The only statutory qualifications of such an applicant are that: "No person is competent or entitled to serve as administrator * * * who is 1. Under the age of majority. 2. Not a bona fide resident of the state * * *. 3. Convicted of an infamous crime. 4. Adjudged by the court incompetent to execute the duties of the trust by reason of drunkenness, improvidence, or want of understanding or integrity." (Rev. Codes 1921, sec. 10072.)
The applicant proved that he was twenty-four years of age, had[1] been in the state for eight years, and was a graduate of the Anaconda High School. His showing as to "understanding" was such that the trial court declared: "This applicant I think has shown that he has more than ordinary intelligence." The applicant testified that he had had some experience in business management and bookkeeping, but Kester and Akofer, the only witnesses for the objectors, doubted that his experience in this regard was sufficient for the discharge of the duties of the office. No such knowledge is required to qualify an administrator in any case. (See 1 Bancroft on Probate Practice, 426.)
The applicant denied the charge of "domination," and there was no evidence introduced to show more than a friendly feeling between father and son; the former living in Valier and the latter in Conrad. The applicant testified that, if appointed, he would take all necessary steps to collect any amount due from his father to the estate.

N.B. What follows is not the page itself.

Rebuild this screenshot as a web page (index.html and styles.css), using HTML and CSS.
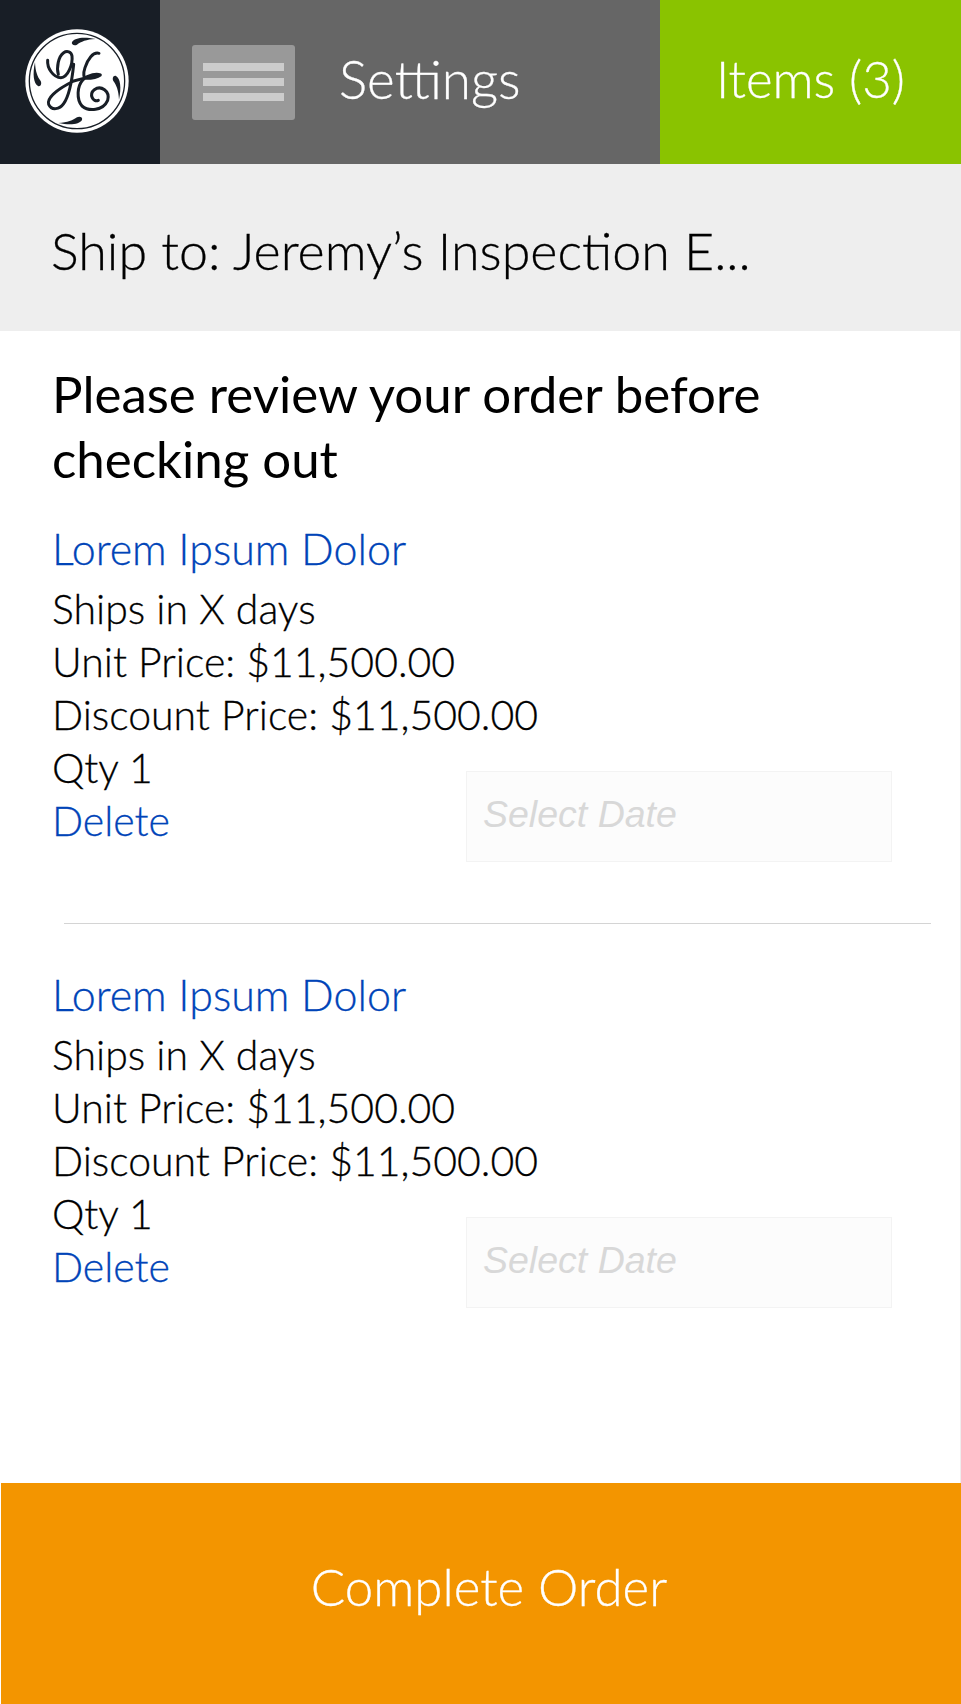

This he would be obliged to do or lay himself liable to removal, on application of creditors. (1 Bancroft on Probate Practice, 574; Bank of Montreal v.Buchanan, 32 Wash. 480, 73 P. 482.)
Under section 10068, Revised Codes 1921, Frederick Rinio was[2, 3] entitled to letters, and, on his written request, William was entitled thereto (sec. 10082, Id.), and the fact that the father had an adverse claim against the estate did not render either "incompetent." (In re Blackburn's Estate, 48 Mont. 179,137 P. 381; In re Rollins' Estate, 189 Cal. 392, *Page 347 208 P. 280.) However, in such circumstances the court, in the exercise of a wide discretion, may deem the applicant not a proper person to hold the office (Putney v. Fletcher,148 Mass. 247, 19 N.E. 370; Marks v. Coats, 37 Or. 609,62 P. 488), and may, when necessary or expedient to protect the estate or creditors, either refuse the appointment or remove an administrator (In re Dolenty's Estate, 53 Mont. 33,161 P. 524, 525; In re Infelise's Estate, 51 Mont. 18, 149 P. 365;Farnsworth v. Hatch, 57 Utah, 62, 151 P. 537, 541), although there is no Code provision regulating the situation. (Luckey v. Superior Court, 209 Cal. 360, 287 P. 450, 454.) The propriety of appointing such a person depends upon the degree of adverse interest and animosity. (1 Bancroft's Probate Practice, 431, citing In re McLure's Estate, 63 Mont. 536,208 P. 900, and In re Rouse's Estate, 71 Okla. 296, 176 P. 954.) It follows that the appointment or rejection of the applicant rested in the sound discretion of the court and its action can be reversed only on a clear showing of abuse of discretion. (In reInfelise's Estate, supra.)
The most that the objectors could show as to the defense of the Rinio suit was an apprehension that their interests would not be protected, and the admission of the applicant that he was advised by his counsel, who also represented his father, and believed that the contract in question was void.
Counsel stated in open court that the suit would not be pressed but would abide the result in Rinio's suit against the Kristofferson estate, and the applicant testified that he would return the $1,800 to his father only on advice of counsel. Of course, the money could be paid back only after Rinio secured a judgment and it became final, and then only with the approval of the court. The administrator must account to the court from time to time and must secure the approval of his final account before he and his bondsmen can be released, and these protesting creditors may file exceptions to any account filed "and contest the same." (Secs. 10288-10301, Rev. Codes 1921.) *Page 348
On the record, a reversal is not warranted on the ground of a "clear abuse of discretion," and the order from which the appeal is taken must be affirmed.
MR. CHIEF JUSTICE CALLAWAY and ASSOCIATE JUSTICES ANGSTMAN, STEWART and ANDERSON concur.